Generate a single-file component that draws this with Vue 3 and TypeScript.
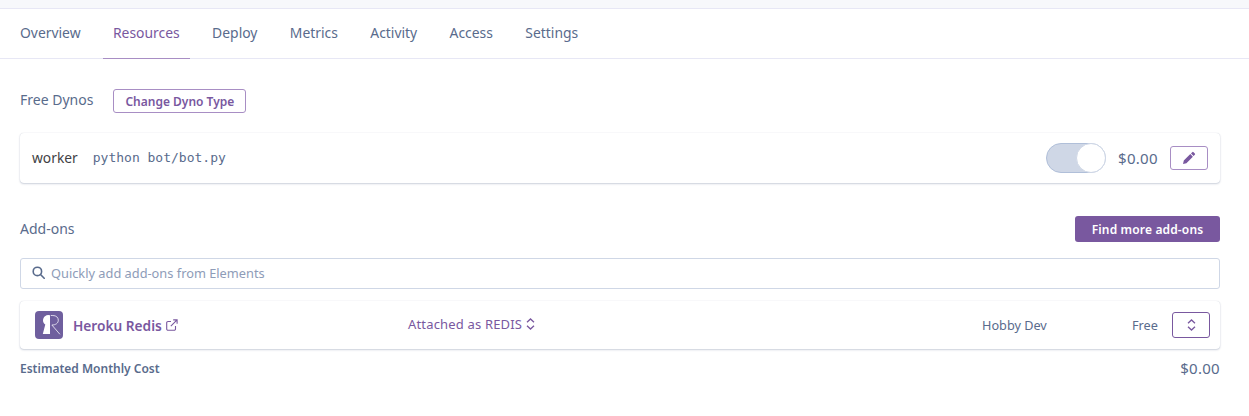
<script setup lang="ts">
const tabs: string[] = ['Overview', 'Resources', 'Deploy', 'Metrics', 'Activity', 'Access', 'Settings']
</script>

<template>
  <div class="page">
    <div class="topband"></div>
    <nav class="tabs">
      <a v-for="t in tabs" :key="t" class="tab" :class="{ active: t === 'Resources' }">{{ t }}</a>
    </nav>
    <main class="content">
      <div class="dyno-head">
        <span class="label free-label">Free Dynos</span>
        <button class="btn-outline change">Change Dyno Type</button>
      </div>
      <div class="card dyno">
        <span class="worker">worker</span>
        <code class="cmd">python bot/bot.py</code>
        <span class="spacer"></span>
        <span class="toggle"><span class="knob"></span></span>
        <span class="price">$0.00</span>
        <button class="btn-outline edit">
          <svg width="14" height="14" viewBox="0 0 14 14"><path d="M10.200 1.200a1 1 0 0 1 1.400 0l1.200 1.200a1 1 0 0 1 0 1.400L11.600 5 9 2.400zM8.300 3.100 10.900 5.700 4.400 12.200 1 13l.8-3.400z" fill="#79589f"/></svg>
        </button>
      </div>
      <div class="addons-head">
        <span class="label addons-label">Add-ons</span>
        <button class="btn-find">Find more add-ons</button>
      </div>
      <div class="search">
        <svg width="13" height="13" viewBox="0 0 13 13" fill="none" stroke="#596b8c" stroke-width="1.600"><circle cx="5.400" cy="5.400" r="4.200"/><path d="m8.500 8.500 3.700 3.700" stroke-linecap="round"/></svg>
        <span class="placeholder">Quickly add add-ons from Elements</span>
      </div>
      <div class="card addon">
        <div class="col-name">
          <svg class="logo" width="28" height="28" viewBox="0 0 28 28">
            <rect width="28" height="28" rx="4" fill="#6f5f9e"/>
            <path d="M15 4.300a5.300 5.300 0 0 0-5 .9C7.300 7.200 7.400 11.800 10.300 13.600L7.800 23H15z" fill="#fff" />
            <path d="M15.800 4.500h2c3.500 0 5.500 2 5.500 4.700 0 2.900-2.500 4.800-6.400 4.800l8 9.300" fill="none" stroke="#e8e4f2" stroke-width=".9"/>
          </svg>
          <a class="addon-name">Heroku Redis</a>
          <svg class="ext" width="12" height="12" viewBox="0 0 12 12" fill="none" stroke="#79589f" stroke-width="1.100"><path d="M9.500 7v3a1.300 1.300 0 0 1-1.300 1.300H2A1.300 1.300 0 0 1 .7 10V3.800A1.300 1.300 0 0 1 2 2.500h3"/><path d="M4.800 7.200 10.800 1.200M7.200.9h3.900v3.900"/></svg>
        </div>
        <div class="col-attached">
          <span>Attached as REDIS</span>
          <svg width="9" height="12" viewBox="0 0 9 12" fill="none" stroke="#79589f" stroke-width="1.300"><path d="M1 4.300 4.500 1 8 4.300M1 7.700 4.500 11 8 7.700"/></svg>
        </div>
        <span class="plan">Hobby Dev</span>
        <span class="free">Free</span>
        <button class="btn-outline updown">
          <svg width="9" height="12" viewBox="0 0 9 12" fill="none" stroke="#79589f" stroke-width="1.300"><path d="M1 4.300 4.500 1 8 4.300M1 7.700 4.500 11 8 7.700"/></svg>
        </button>
      </div>
      <div class="estimate">
        <span class="est-label">Estimated Monthly Cost</span>
        <span class="est-price">$0.00</span>
      </div>
    </main>
  </div>
</template>

<style>
html, body { margin: 0; background: #fff; }
</style>

<style scoped>
.page { width: 1249px; height: 416px; overflow: hidden; font-family: "Noto Sans", sans-serif; font-size: 14px; color: #596b8c; background: #fff; }
.topband { height: 8px; background: #f7f8fb; border-bottom: 1px solid #e7e7f5; }
.tabs { display: flex; height: 49px; padding-left: 10px; border-bottom: 1px solid #e7e7f5; }
.tab { padding: 0 10px; margin-right: 12.400px; height: 50px; line-height: 48px; box-sizing: border-box; color: #596b8c; white-space: nowrap; font-size: 13.900px; }
.tab.active { color: #79589f; border-bottom: 1px solid #a88ec4; }
.content { padding: 0 29px 0 20px; }
.dyno-head { display: flex; align-items: center; gap: 20px; height: 24px; margin-top: 30px; }
.label { color: #596b8c; }
.free-label { margin-bottom: 4px; }
.addons-label { margin-bottom: 2px; }
.btn-outline { box-sizing: border-box; background: #fff; border: 1px solid #a88ec4; border-radius: 3px; color: #79589f; font-family: inherit; padding: 0; display: flex; align-items: center; justify-content: center; }
.change { width: 133px; height: 24px; font-size: 12px; font-weight: 600; }
.card { box-sizing: border-box; display: flex; align-items: center; background: #fff; border-radius: 4px; box-shadow: 0 1px 2px rgba(89, 107, 140, .3), 0 0 1px rgba(89, 107, 140, .25); }
.dyno { height: 50px; margin-top: 20px; padding: 0 12px; }
.worker { color: #3f3f44; font-size: 13.800px; margin-bottom: 2px; }
.cmd { font-family: "DejaVu Sans Mono", monospace; font-size: 13px; margin-left: 15px; color: #596b8c; margin-bottom: 2px; }
.spacer { flex: 1; }
.toggle { box-sizing: border-box; width: 60px; height: 30px; border-radius: 15px; background: #cfd7e6; border: 1px solid #b0bfd9; position: relative; }
.knob { position: absolute; right: -1px; top: -1px; width: 30px; height: 30px; border-radius: 50%; background: #fff; box-sizing: border-box; border: 1px solid #cfd7e6; }
.price { margin-left: 12px; width: 40px; color: #596b8c; font-size: 15px; letter-spacing: .3px; white-space: nowrap; }
.edit { width: 38px; height: 24px; margin-left: 12px; }
.addons-head { display: flex; align-items: center; justify-content: space-between; height: 26px; margin-top: 33px; }
.btn-find { box-sizing: border-box; width: 145px; height: 26px; border: 0; border-radius: 3px; background: #79589f; color: #fff; font-family: inherit; font-size: 12px; font-weight: 600; padding: 0; letter-spacing: .15px; }
.search { box-sizing: border-box; display: flex; align-items: center; gap: 6px; height: 31px; margin-top: 16px; padding-left: 11px; border: 1px solid #cfd7e6; border-radius: 3px; }
.search svg { margin-bottom: 2px; }
.placeholder { font-size: 12.800px; color: #8e9cb8; margin-bottom: 2px; }
.addon { height: 48px; margin-top: 12px; padding: 0 10px 0 15px; }
.col-name { display: flex; align-items: center; width: 373px; }
.addon-name { margin-left: 10px; font-weight: 600; color: #79589f; font-size: 13.700px; }
.ext { margin-left: 4px; }
.col-attached { display: flex; align-items: center; gap: 4px; width: 574px; color: #79589f; font-size: 13px; letter-spacing: .17px; margin-bottom: 2px; }
.plan { width: 150px; font-size: 12.700px; color: #596b8c; white-space: nowrap; }
.free { width: 40px; font-size: 12.700px; white-space: nowrap; }
.updown { width: 38px; height: 26px; border-color: #79589f; }
.estimate { display: flex; align-items: center; justify-content: space-between; margin-top: 9px; height: 20px; }
.est-label { font-size: 12px; font-weight: 600; color: #596b8c; }
.est-price { font-size: 15px; letter-spacing: .3px; }
</style>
☆ ☆ ☆
◆ Work instructions ◆
All the lines above are to be given again exactly as they read, with the pictures removed.

◆ Result of this task ◆
Generate a single-file component that draws this with Vue 3 and TypeScript.
<script setup lang="ts">
const tabs: string[] = ['Overview', 'Resources', 'Deploy', 'Metrics', 'Activity', 'Access', 'Settings']
</script>

<template>
  <div class="page">
    <div class="topband"></div>
    <nav class="tabs">
      <a v-for="t in tabs" :key="t" class="tab" :class="{ active: t === 'Resources' }">{{ t }}</a>
    </nav>
    <main class="content">
      <div class="dyno-head">
        <span class="label free-label">Free Dynos</span>
        <button class="btn-outline change">Change Dyno Type</button>
      </div>
      <div class="card dyno">
        <span class="worker">worker</span>
        <code class="cmd">python bot/bot.py</code>
        <span class="spacer"></span>
        <span class="toggle"><span class="knob"></span></span>
        <span class="price">$0.00</span>
        <button class="btn-outline edit">
          <svg width="14" height="14" viewBox="0 0 14 14"><path d="M10.200 1.200a1 1 0 0 1 1.400 0l1.200 1.200a1 1 0 0 1 0 1.400L11.600 5 9 2.400zM8.300 3.100 10.900 5.700 4.400 12.200 1 13l.8-3.400z" fill="#79589f"/></svg>
        </button>
      </div>
      <div class="addons-head">
        <span class="label addons-label">Add-ons</span>
        <button class="btn-find">Find more add-ons</button>
      </div>
      <div class="search">
        <svg width="13" height="13" viewBox="0 0 13 13" fill="none" stroke="#596b8c" stroke-width="1.600"><circle cx="5.400" cy="5.400" r="4.200"/><path d="m8.500 8.500 3.700 3.700" stroke-linecap="round"/></svg>
        <span class="placeholder">Quickly add add-ons from Elements</span>
      </div>
      <div class="card addon">
        <div class="col-name">
          <svg class="logo" width="28" height="28" viewBox="0 0 28 28">
            <rect width="28" height="28" rx="4" fill="#6f5f9e"/>
            <path d="M15 4.300a5.300 5.300 0 0 0-5 .9C7.300 7.200 7.400 11.800 10.300 13.600L7.800 23H15z" fill="#fff" />
            <path d="M15.800 4.500h2c3.500 0 5.500 2 5.500 4.700 0 2.900-2.500 4.800-6.400 4.800l8 9.300" fill="none" stroke="#e8e4f2" stroke-width=".9"/>
          </svg>
          <a class="addon-name">Heroku Redis</a>
          <svg class="ext" width="12" height="12" viewBox="0 0 12 12" fill="none" stroke="#79589f" stroke-width="1.100"><path d="M9.500 7v3a1.300 1.300 0 0 1-1.300 1.300H2A1.300 1.300 0 0 1 .7 10V3.800A1.300 1.300 0 0 1 2 2.500h3"/><path d="M4.800 7.200 10.800 1.200M7.200.9h3.900v3.900"/></svg>
        </div>
        <div class="col-attached">
          <span>Attached as REDIS</span>
          <svg width="9" height="12" viewBox="0 0 9 12" fill="none" stroke="#79589f" stroke-width="1.300"><path d="M1 4.300 4.500 1 8 4.300M1 7.700 4.500 11 8 7.700"/></svg>
        </div>
        <span class="plan">Hobby Dev</span>
        <span class="free">Free</span>
        <button class="btn-outline updown">
          <svg width="9" height="12" viewBox="0 0 9 12" fill="none" stroke="#79589f" stroke-width="1.300"><path d="M1 4.300 4.500 1 8 4.300M1 7.700 4.500 11 8 7.700"/></svg>
        </button>
      </div>
      <div class="estimate">
        <span class="est-label">Estimated Monthly Cost</span>
        <span class="est-price">$0.00</span>
      </div>
    </main>
  </div>
</template>

<style>
html, body { margin: 0; background: #fff; }
</style>

<style scoped>
.page { width: 1249px; height: 416px; overflow: hidden; font-family: "Noto Sans", sans-serif; font-size: 14px; color: #596b8c; background: #fff; }
.topband { height: 8px; background: #f7f8fb; border-bottom: 1px solid #e7e7f5; }
.tabs { display: flex; height: 49px; padding-left: 10px; border-bottom: 1px solid #e7e7f5; }
.tab { padding: 0 10px; margin-right: 12.400px; height: 50px; line-height: 48px; box-sizing: border-box; color: #596b8c; white-space: nowrap; font-size: 13.900px; }
.tab.active { color: #79589f; border-bottom: 1px solid #a88ec4; }
.content { padding: 0 29px 0 20px; }
.dyno-head { display: flex; align-items: center; gap: 20px; height: 24px; margin-top: 30px; }
.label { color: #596b8c; }
.free-label { margin-bottom: 4px; }
.addons-label { margin-bottom: 2px; }
.btn-outline { box-sizing: border-box; background: #fff; border: 1px solid #a88ec4; border-radius: 3px; color: #79589f; font-family: inherit; padding: 0; display: flex; align-items: center; justify-content: center; }
.change { width: 133px; height: 24px; font-size: 12px; font-weight: 600; }
.card { box-sizing: border-box; display: flex; align-items: center; background: #fff; border-radius: 4px; box-shadow: 0 1px 2px rgba(89, 107, 140, .3), 0 0 1px rgba(89, 107, 140, .25); }
.dyno { height: 50px; margin-top: 20px; padding: 0 12px; }
.worker { color: #3f3f44; font-size: 13.800px; margin-bottom: 2px; }
.cmd { font-family: "DejaVu Sans Mono", monospace; font-size: 13px; margin-left: 15px; color: #596b8c; margin-bottom: 2px; }
.spacer { flex: 1; }
.toggle { box-sizing: border-box; width: 60px; height: 30px; border-radius: 15px; background: #cfd7e6; border: 1px solid #b0bfd9; position: relative; }
.knob { position: absolute; right: -1px; top: -1px; width: 30px; height: 30px; border-radius: 50%; background: #fff; box-sizing: border-box; border: 1px solid #cfd7e6; }
.price { margin-left: 12px; width: 40px; color: #596b8c; font-size: 15px; letter-spacing: .3px; white-space: nowrap; }
.edit { width: 38px; height: 24px; margin-left: 12px; }
.addons-head { display: flex; align-items: center; justify-content: space-between; height: 26px; margin-top: 33px; }
.btn-find { box-sizing: border-box; width: 145px; height: 26px; border: 0; border-radius: 3px; background: #79589f; color: #fff; font-family: inherit; font-size: 12px; font-weight: 600; padding: 0; letter-spacing: .15px; }
.search { box-sizing: border-box; display: flex; align-items: center; gap: 6px; height: 31px; margin-top: 16px; padding-left: 11px; border: 1px solid #cfd7e6; border-radius: 3px; }
.search svg { margin-bottom: 2px; }
.placeholder { font-size: 12.800px; color: #8e9cb8; margin-bottom: 2px; }
.addon { height: 48px; margin-top: 12px; padding: 0 10px 0 15px; }
.col-name { display: flex; align-items: center; width: 373px; }
.addon-name { margin-left: 10px; font-weight: 600; color: #79589f; font-size: 13.700px; }
.ext { margin-left: 4px; }
.col-attached { display: flex; align-items: center; gap: 4px; width: 574px; color: #79589f; font-size: 13px; letter-spacing: .17px; margin-bottom: 2px; }
.plan { width: 150px; font-size: 12.700px; color: #596b8c; white-space: nowrap; }
.free { width: 40px; font-size: 12.700px; white-space: nowrap; }
.updown { width: 38px; height: 26px; border-color: #79589f; }
.estimate { display: flex; align-items: center; justify-content: space-between; margin-top: 9px; height: 20px; }
.est-label { font-size: 12px; font-weight: 600; color: #596b8c; }
.est-price { font-size: 15px; letter-spacing: .3px; }
</style>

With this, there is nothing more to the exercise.